Commenting on the stock market performance in November, Capital market analyst, Mr. Rotimi Fakeyejo, explained that one per cent gain or decline in Airtel Africa, Dangote Cement and MTN Nigeria tend to impart on capital market movement in a day.
He added that the fundamentals of both companies attracted foreign investors in taking position.
On his part, the vice president of Highcap securities, Mr. David Adnori explained that foreign investors’ participation in the trading of Dangote Cement, MTN Nigeria and Airtel Africa stocks drive price appreciation.
He added that impressive corporate earnings and dividend pay-out to shareholders contributed to these companies’ price appreciation.
According to him: “The three companies are the largest companies by market capitalisation on the NGX. If these companies record one per cent gain, it will affect the direction of the stock market.

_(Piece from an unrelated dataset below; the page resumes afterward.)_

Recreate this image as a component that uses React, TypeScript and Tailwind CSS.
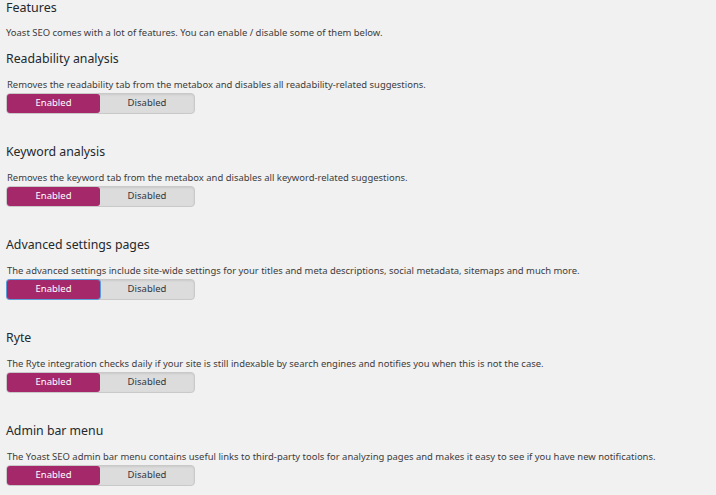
import React from "react";

const sections = [
  {
    title: "Readability analysis",
    desc: "Removes the readability tab from the metabox and disables all readability-related suggestions.",
  },
  {
    title: "Keyword analysis",
    desc: "Removes the keyword tab from the metabox and disables all keyword-related suggestions.",
  },
  {
    title: "Advanced settings pages",
    desc: "The advanced settings include site-wide settings for your titles and meta descriptions, social metadata, sitemaps and much more.",
    focus: true,
  },
  {
    title: "Ryte",
    desc: "The Ryte integration checks daily if your site is still indexable by search engines and notifies you when this is not the case.",
  },
  {
    title: "Admin bar menu",
    desc: "The Yoast SEO admin bar menu contains useful links to third-party tools for analyzing pages and makes it easy to see if you have new notifications.",
  },
];

function Toggle({ focus }: { focus?: boolean }) {
  return (
    <div className="flex h-[21px] w-[189px] rounded-[4px] border border-[#c9c9c9] bg-[#dcdcdc] shadow-[inset_0_1px_2px_rgba(0,0,0,0.08)]">
      <div
        className={
          focus
            ? "flex w-[93px] items-center justify-center rounded-[3px] bg-[#a4286a] text-[9.5px] text-white ring-1 ring-[#5b9dd9]"
            : "flex w-[93px] items-center justify-center rounded-[3px] bg-[#a4286a] text-[9.5px] text-white"
        }
      >
        Enabled
      </div>
      <div className="flex flex-1 items-center justify-center text-[9.5px] text-[#32373c]">Disabled</div>
    </div>
  );
}

export default function App() {
  return (
    <div
      className="min-h-[495px] w-[716px] bg-[#f1f1f1] pl-[6px] text-[#23282d]"
      style={{ fontFamily: '"Noto Sans", sans-serif' }}
    >
      <h2 className="text-[12.5px] leading-[15px]">Features</h2>
      <p className="mt-[12px] text-[9.45px] leading-[12px] text-[#3c3c3c]">
        Yoast SEO comes with a lot of features. You can enable / disable some of them below.
      </p>
      {sections.map((s, i) => (
        <div key={s.title} className={i === 0 ? "mt-[12px]" : "mt-[30px]"}>
          <h3 className="text-[12.3px] leading-[16px]">{s.title}</h3>
          <p className="mt-[12px] pl-px text-[9.45px] leading-[12px] text-[#3c3c3c]">{s.desc}</p>
          <div className="mt-[2px]">
            <Toggle focus={s.focus} />
          </div>
        </div>
      ))}
    </div>
  );
}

“The financial results of these companies have been impressive despite foreign and domestic challenges. Despite reporting high operating cost, the likes of MTN and Airtel Africa have maintained robust fundamentals. We have seen Dangote cement dropping in nine months ended September 30, 2022 profit before tax over operating expenses, influenced by inflation. However, Dangote cement remains one of the top three companies on the Exchange in terms of market capitalisation.”
Also, CEO of Wyoming Capital and Partners, Mr. Tajudeen Olayinka said investors reacted towards low prices of some fundamental stocks on the Exchange.
According to him, “Prices had become too low to resist, and this happened because of prolonged repricing of securities across markets and instruments, pushing down stock prices below the levels they should ordinarily be. It also demonstrates improved earning capacities of some listed companies, as they continue to adjust to the variability of costs and cost pressures in the short run, in order to stay afloat.
“Another factor is the usual positioning and repositioning for year-end rally by investors, as some companies begin to show strong earnings’ prospects ahead of full year results.”